WHAT TO PRODUCE:
The listing below begins with the first line you should copy; stop after the line containing "number; dept: string;", and drop every picture.

SOURCE DATA:
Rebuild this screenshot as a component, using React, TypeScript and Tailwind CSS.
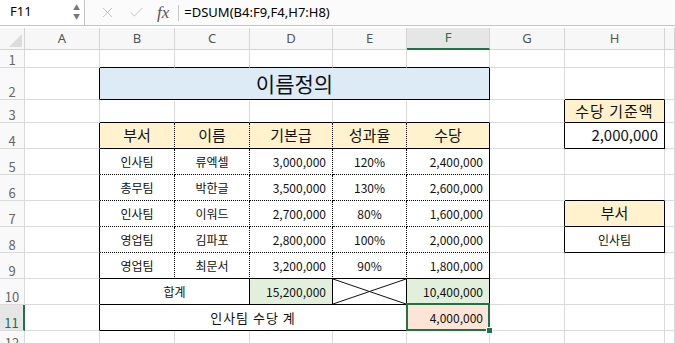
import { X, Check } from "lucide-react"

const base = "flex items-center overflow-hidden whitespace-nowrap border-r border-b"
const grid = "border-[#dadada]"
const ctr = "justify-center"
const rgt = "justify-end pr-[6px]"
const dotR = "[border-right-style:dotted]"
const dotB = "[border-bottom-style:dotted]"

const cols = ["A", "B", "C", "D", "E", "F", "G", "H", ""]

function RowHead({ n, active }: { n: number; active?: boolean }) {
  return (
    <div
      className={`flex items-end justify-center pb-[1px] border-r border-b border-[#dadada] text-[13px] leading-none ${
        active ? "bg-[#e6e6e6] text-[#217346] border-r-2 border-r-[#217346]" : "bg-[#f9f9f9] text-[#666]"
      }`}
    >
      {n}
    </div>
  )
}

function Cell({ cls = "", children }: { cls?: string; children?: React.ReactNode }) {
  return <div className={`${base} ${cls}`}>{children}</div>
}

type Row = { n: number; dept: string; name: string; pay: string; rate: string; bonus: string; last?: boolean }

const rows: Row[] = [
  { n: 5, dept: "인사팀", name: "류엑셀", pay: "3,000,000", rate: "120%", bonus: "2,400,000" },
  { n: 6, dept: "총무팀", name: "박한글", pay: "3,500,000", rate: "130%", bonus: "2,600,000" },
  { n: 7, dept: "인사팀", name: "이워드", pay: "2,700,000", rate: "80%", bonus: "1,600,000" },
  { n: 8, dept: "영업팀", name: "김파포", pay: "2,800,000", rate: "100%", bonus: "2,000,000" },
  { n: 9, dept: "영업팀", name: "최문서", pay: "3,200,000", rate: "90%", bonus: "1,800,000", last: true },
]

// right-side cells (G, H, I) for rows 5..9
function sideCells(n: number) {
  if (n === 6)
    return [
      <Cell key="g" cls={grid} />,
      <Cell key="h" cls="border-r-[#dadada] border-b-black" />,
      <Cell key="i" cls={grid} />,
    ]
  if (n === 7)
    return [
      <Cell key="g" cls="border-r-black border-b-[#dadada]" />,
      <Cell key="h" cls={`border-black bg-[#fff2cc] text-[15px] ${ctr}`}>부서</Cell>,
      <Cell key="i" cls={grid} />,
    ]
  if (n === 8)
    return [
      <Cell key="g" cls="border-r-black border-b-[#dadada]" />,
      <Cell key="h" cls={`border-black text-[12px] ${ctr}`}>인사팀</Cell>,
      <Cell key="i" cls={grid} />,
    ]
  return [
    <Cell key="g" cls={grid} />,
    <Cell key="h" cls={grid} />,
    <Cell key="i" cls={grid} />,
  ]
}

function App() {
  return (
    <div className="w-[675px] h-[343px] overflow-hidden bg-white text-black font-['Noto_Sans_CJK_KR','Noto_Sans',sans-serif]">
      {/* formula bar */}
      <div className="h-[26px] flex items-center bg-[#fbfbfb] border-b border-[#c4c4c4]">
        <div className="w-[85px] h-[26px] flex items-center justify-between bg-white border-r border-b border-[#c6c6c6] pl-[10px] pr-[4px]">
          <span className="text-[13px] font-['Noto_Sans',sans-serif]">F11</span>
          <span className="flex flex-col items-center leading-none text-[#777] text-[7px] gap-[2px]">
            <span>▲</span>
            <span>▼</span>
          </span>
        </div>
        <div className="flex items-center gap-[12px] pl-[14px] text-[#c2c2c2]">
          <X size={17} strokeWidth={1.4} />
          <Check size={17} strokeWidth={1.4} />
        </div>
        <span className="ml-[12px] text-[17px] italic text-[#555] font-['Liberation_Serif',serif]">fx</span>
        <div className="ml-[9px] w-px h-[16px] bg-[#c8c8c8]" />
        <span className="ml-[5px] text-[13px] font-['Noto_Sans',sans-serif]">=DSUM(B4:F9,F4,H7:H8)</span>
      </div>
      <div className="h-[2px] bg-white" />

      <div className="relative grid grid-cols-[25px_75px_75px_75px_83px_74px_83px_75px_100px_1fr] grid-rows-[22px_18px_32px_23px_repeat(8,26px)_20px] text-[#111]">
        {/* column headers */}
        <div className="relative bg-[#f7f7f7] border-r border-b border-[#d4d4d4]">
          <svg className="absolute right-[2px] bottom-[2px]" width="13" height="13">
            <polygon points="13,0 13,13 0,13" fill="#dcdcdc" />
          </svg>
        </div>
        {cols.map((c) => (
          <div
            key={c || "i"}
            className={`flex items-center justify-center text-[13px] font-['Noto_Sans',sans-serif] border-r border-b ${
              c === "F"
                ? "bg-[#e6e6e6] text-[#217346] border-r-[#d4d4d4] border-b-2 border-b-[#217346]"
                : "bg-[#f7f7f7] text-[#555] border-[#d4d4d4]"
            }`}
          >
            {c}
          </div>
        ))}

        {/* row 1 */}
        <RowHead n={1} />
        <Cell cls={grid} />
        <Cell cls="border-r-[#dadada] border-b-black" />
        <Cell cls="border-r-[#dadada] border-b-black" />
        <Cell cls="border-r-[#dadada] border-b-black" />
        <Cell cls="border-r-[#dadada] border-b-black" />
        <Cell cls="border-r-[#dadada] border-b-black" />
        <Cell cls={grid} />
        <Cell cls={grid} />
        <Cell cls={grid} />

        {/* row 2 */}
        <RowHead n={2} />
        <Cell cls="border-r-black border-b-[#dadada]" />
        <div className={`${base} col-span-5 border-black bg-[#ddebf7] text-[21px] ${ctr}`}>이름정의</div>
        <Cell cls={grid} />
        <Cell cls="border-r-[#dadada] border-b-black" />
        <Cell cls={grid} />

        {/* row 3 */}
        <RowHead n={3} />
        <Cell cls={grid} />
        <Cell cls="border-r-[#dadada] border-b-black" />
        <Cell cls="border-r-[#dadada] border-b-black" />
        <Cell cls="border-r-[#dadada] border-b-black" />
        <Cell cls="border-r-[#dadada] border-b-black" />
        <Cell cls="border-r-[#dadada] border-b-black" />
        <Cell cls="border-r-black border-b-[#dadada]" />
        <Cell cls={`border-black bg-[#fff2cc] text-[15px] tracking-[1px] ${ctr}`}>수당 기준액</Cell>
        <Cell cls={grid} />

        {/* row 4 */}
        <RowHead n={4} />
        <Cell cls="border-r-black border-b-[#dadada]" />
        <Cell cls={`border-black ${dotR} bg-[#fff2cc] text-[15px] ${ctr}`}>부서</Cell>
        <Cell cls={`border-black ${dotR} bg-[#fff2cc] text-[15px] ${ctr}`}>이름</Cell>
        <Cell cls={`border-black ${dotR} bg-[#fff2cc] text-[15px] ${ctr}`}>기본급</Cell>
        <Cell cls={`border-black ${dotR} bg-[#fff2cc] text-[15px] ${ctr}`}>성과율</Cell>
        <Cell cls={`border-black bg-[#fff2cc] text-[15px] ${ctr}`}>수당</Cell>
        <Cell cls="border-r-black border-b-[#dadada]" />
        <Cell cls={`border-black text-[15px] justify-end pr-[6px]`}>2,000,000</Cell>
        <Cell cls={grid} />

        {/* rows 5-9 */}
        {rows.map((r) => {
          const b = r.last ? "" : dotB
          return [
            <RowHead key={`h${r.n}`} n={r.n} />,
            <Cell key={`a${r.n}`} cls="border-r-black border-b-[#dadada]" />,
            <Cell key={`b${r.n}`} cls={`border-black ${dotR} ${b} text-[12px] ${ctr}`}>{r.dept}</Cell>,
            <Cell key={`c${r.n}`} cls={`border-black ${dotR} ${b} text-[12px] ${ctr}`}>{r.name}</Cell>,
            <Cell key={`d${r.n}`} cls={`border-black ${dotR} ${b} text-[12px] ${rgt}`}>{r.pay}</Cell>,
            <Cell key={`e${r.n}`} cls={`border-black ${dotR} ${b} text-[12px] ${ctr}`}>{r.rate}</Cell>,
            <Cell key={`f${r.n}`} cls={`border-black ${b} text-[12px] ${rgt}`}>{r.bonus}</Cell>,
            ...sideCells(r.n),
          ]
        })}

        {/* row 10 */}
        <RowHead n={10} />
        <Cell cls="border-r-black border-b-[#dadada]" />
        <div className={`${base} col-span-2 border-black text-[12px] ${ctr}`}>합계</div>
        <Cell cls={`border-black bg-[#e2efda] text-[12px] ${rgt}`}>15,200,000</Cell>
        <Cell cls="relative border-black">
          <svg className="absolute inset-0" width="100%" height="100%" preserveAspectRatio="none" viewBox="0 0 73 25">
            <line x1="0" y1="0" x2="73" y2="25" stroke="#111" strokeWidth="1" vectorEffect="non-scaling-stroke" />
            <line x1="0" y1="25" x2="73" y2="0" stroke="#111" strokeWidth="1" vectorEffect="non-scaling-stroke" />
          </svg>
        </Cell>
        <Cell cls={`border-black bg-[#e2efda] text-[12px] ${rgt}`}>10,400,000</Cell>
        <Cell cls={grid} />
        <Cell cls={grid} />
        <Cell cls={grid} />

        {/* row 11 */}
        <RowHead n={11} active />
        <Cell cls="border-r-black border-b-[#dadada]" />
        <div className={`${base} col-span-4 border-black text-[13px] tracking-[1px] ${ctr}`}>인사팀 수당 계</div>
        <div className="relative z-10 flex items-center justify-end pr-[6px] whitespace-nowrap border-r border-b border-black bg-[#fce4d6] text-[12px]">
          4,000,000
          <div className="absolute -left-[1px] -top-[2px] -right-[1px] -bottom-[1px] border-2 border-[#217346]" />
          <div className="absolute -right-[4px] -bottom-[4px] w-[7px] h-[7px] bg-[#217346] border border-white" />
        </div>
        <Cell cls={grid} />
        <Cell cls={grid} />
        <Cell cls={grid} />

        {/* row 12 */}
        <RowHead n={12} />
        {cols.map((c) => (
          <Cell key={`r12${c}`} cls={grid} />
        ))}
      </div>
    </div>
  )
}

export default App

ANSWER TO THIS EXERCISE:
Rebuild this screenshot as a component, using React, TypeScript and Tailwind CSS.
import { X, Check } from "lucide-react"

const base = "flex items-center overflow-hidden whitespace-nowrap border-r border-b"
const grid = "border-[#dadada]"
const ctr = "justify-center"
const rgt = "justify-end pr-[6px]"
const dotR = "[border-right-style:dotted]"
const dotB = "[border-bottom-style:dotted]"

const cols = ["A", "B", "C", "D", "E", "F", "G", "H", ""]

function RowHead({ n, active }: { n: number; active?: boolean }) {
  return (
    <div
      className={`flex items-end justify-center pb-[1px] border-r border-b border-[#dadada] text-[13px] leading-none ${
        active ? "bg-[#e6e6e6] text-[#217346] border-r-2 border-r-[#217346]" : "bg-[#f9f9f9] text-[#666]"
      }`}
    >
      {n}
    </div>
  )
}

function Cell({ cls = "", children }: { cls?: string; children?: React.ReactNode }) {
  return <div className={`${base} ${cls}`}>{children}</div>
}

type Row = { n: number; dept: string; name: string; pay: string; rate: string; bonus: string; last?: boolean }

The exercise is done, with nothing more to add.